President Obama has awkwardly extracted — or is in the process of extracting — America from places where our interests have waned in Iraq or Afghanistan. The administration grasps the world is more tightly knit, interdependent, and digitally connected. The president is mindful of how this changes our nation’s and our competitors’ economic and military power. Added to this is the reality that we face deficits and an aging population, a critical factor affecting American power. In addition, modern defense may be less about deployment, kinetics, or attrition. Leverage comes from stealth, precision and disruption of digital infrastructure … more shock, less awe. And finally, defending the Straits of Hormuz, Malacca, or Formosa may no longer represent the kind of vital interests they once did when America was fighting the Cold War with a strategy to contain Communism by defending allies while we gradually imported increasing amounts of Middle Eastern oil.

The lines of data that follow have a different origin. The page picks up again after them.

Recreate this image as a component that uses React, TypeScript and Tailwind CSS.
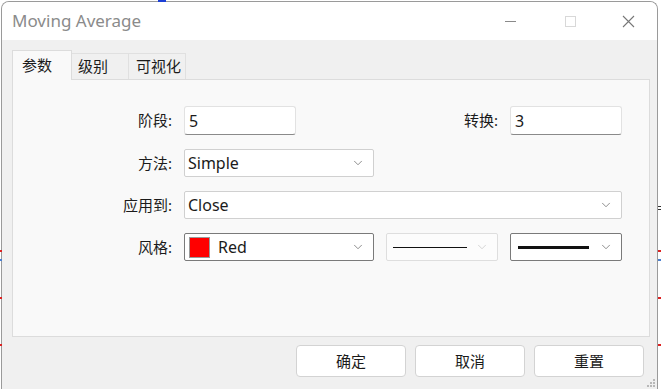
import { ChevronDown } from "lucide-react";

const cjk = "font-['Noto_Sans','Noto_Sans_CJK_SC',sans-serif]";

function Chevron({ faint }: { faint?: boolean }) {
  return (
    <ChevronDown
      size={14}
      strokeWidth={1.2}
      className={faint ? "text-[#c4c4c4]" : "text-[#606060]"}
    />
  );
}

function Label({ children }: { children: string }) {
  return (
    <div className="w-[159px] shrink-0 text-right text-[15px] leading-none text-[#1b1b1b]">{children}</div>
  );
}

function TextBox({ value, width }: { value: string; width: string }) {
  return (
    <div
      className={`${width} flex h-[29px] items-center rounded-[3px] border border-[#e2e2e2] border-b-[#8a8a8a] bg-white px-[4px] text-[16px] text-[#1b1b1b]`}
    >
      {value}
    </div>
  );
}

function Select({
  width,
  children,
  dark,
  faint,
}: {
  width: string;
  children: React.ReactNode;
  dark?: boolean;
  faint?: boolean;
}) {
  return (
    <div
      className={`${width} flex h-[28px] items-center justify-between rounded-[2px] border ${
        dark ? "border-[#7a7a7a]" : faint ? "border-[#dedede] bg-[#fcfcfc]" : "border-[#d0d0d0]"
      } ${faint ? "" : "bg-white"} pl-[2px] pr-[8px] text-[16px] text-[#1b1b1b]`}
    >
      <div className="flex min-w-0 flex-1 items-center">{children}</div>
      <Chevron faint={faint} />
    </div>
  );
}

export default function App() {
  const tabs = [
    { t: "级别", cls: "w-[57px] pl-[6px]" },
    { t: "可视化", cls: "w-[57px] pl-[7px]" },
  ];
  return (
    <div className={`relative h-[389px] w-[661px] overflow-hidden bg-white ${cjk}`}>
      {/* chart marks peeking behind the dialog */}
      <span className="absolute left-[158px] top-0 h-[2px] w-[8px] bg-[#1c3fd6]" />
      <span className="absolute left-0 top-[250px] h-[2px] w-[2px] bg-[#d22]" />
      <span className="absolute left-0 top-[259px] h-[2px] w-[2px] bg-[#4a7fd0]" />
      <span className="absolute left-0 top-[297px] h-[2px] w-[2px] bg-[#d22]" />
      <span className="absolute left-0 top-[344px] h-[2px] w-[2px] bg-[#d22]" />
      <span className="absolute right-0 top-[250px] h-[2px] w-[3px] bg-[#d22]" />
      <span className="absolute right-0 top-[259px] h-[2px] w-[3px] bg-[#4a7fd0]" />
      <span className="absolute right-0 top-[297px] h-[2px] w-[3px] bg-[#d22]" />
      <span className="absolute right-0 top-[344px] h-[2px] w-[3px] bg-[#d22]" />
      <span className="absolute right-0 top-[206px] h-[1px] w-[3px] bg-[#333]" />
      <span className="absolute right-0 top-[209px] h-[1px] w-[3px] bg-[#333]" />

      <div className="ml-[1px] mt-[1px] flex h-[388px] w-[657px] flex-col overflow-hidden rounded-t-[8px] border border-b-0 border-[#9a9a9a] bg-[#f0f0f0]">
        {/* title bar */}
        <div className="flex h-[38px] shrink-0 items-center bg-white">
          <div className="ml-[10px] flex-1 text-[17px] text-[#8b8b8b]">Moving Average</div>
          <div className="flex h-full items-center">
            <div className="flex w-[46px] justify-center">
              <span className="h-px w-[11px] bg-[#8a8a8a]" />
            </div>
            <div className="ml-[14px] flex w-[46px] justify-center">
              <span className="h-[11px] w-[11px] border border-[#d8d8d8]" />
            </div>
            <div className="ml-[12px] mr-[6px] flex w-[46px] justify-center">
              <svg width="13" height="13" viewBox="0 0 13 13">
                <path d="M1 1L12 12M12 1L1 12" stroke="#777" strokeWidth="1.1" />
              </svg>
            </div>
          </div>
        </div>

        {/* tabs */}
        <div className="mt-[10px] flex h-[29px] items-end pl-[10px]">
          <div className="relative z-10 -mb-px flex h-[30px] w-[60px] items-center border border-b-0 border-[#dcdcdc] bg-[#f9f9f9] pl-[9px] text-[15px] text-[#1b1b1b]">
            参数
          </div>
          {tabs.map(({ t, cls }) => (
            <div
              key={t}
              className={`${cls} flex h-[26px] items-center border border-b-0 border-l-0 border-[#e0e0e0] bg-[#f0f0f0] text-[15px] text-[#1b1b1b]`}
            >
              {t}
            </div>
          ))}
        </div>

        {/* panel */}
        <div className="ml-[10px] mr-[7px] flex h-[258px] flex-col gap-[14px] border border-[#dcdcdc] bg-[#f9f9f9] pr-[27px] pt-[26px]">
          <div className="flex items-center gap-[12px]">
            <Label>阶段:</Label>
            <TextBox value="5" width="w-[112px]" />
            <div className="flex-1 text-right text-[15px] text-[#1b1b1b]">转换:</div>
            <TextBox value="3" width="w-[112px]" />
          </div>
          <div className="flex items-center gap-[12px]">
            <Label>方法:</Label>
            <Select width="w-[190px]">
              <span className="pl-px">Simple</span>
            </Select>
          </div>
          <div className="flex items-center gap-[12px]">
            <Label>应用到:</Label>
            <Select width="w-[438px]">
              <span className="pl-px">Close</span>
            </Select>
          </div>
          <div className="flex items-center gap-[12px]">
            <Label>风格:</Label>
            <Select width="w-[190px]" dark>
              <span className="ml-[2px] h-[21px] w-[21px] border border-[#9a9a9a] bg-[#ff0000]" />
              <span className="ml-[8px]">Red</span>
            </Select>
            <Select width="w-[113px]" faint>
              <span className="ml-[4px] mr-[8px] h-px flex-1 bg-[#111]" />
            </Select>
            <Select width="w-[112px]" dark>
              <span className="ml-[5px] mr-[10px] h-[3px] flex-1 bg-[#111]" />
            </Select>
          </div>
        </div>

        {/* buttons */}
        <div className="relative mt-[8px] flex justify-end gap-[9px] pr-[13px]">
          {["确定", "取消", "重置"].map((b) => (
            <button
              key={b}
              type="button"
              className="flex h-[32px] w-[110px] items-center justify-center rounded-[4px] border border-[#d3d3d3] bg-white text-[15px] text-[#1b1b1b]"
            >
              {b}
            </button>
          ))}
        </div>
        <div className="mr-[2px] mt-auto mb-[2px] grid grid-cols-3 gap-[1px] self-end">
          {[0, 1, 2, 3, 4, 5, 6, 7, 8].map((i) => (
            <span
              key={i}
              className={`h-[2px] w-[2px] ${[0, 1, 3].includes(i) ? "bg-transparent" : "bg-[#b8b8b8]"}`}
            />
          ))}
        </div>
      </div>
    </div>
  );
}
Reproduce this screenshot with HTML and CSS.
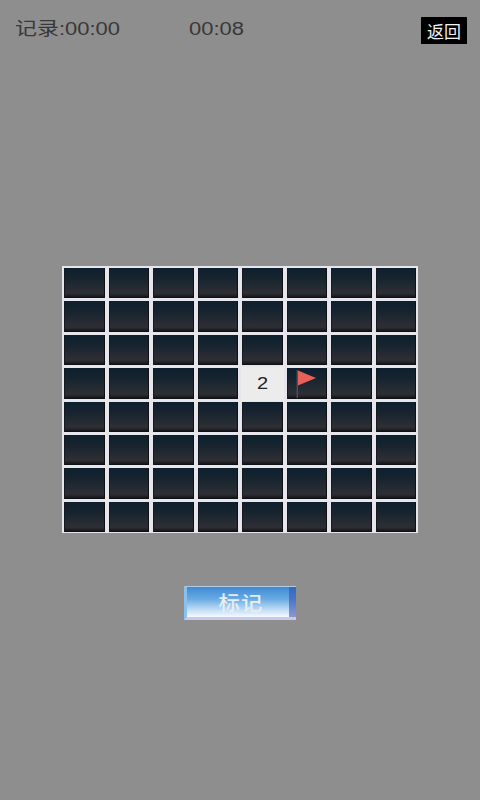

A foreign policy based upon realism, geopolitical balance and conserving the nation’s resources while building up economic strength may be just what conservatives in mid-19th century Britain or America would recognize as essential to protect a nation’s sovereignty and place its interests first. For these reasons, it could be argued the Obama foreign policy avoids the “quixotic action – inimical to the welfare of the nation,” the “mischief” which arises from “mere inadvertence,” as all good conservative foreign policy should. It acknowledges power to be precious, ephemeral, and to be used sparingly. Following a template that many conservatives might recognize, it seems the President has noted the changes to the diplomatic, economic and military power that have taken shape since the end of the Cold War and 9/11. In response he has recalibrated the nation’s foreign policy to focus on what is emerging as the future vital national interests. We can disagree, but it might be hard to say a conservative foreign policy would not seek the same broad purpose.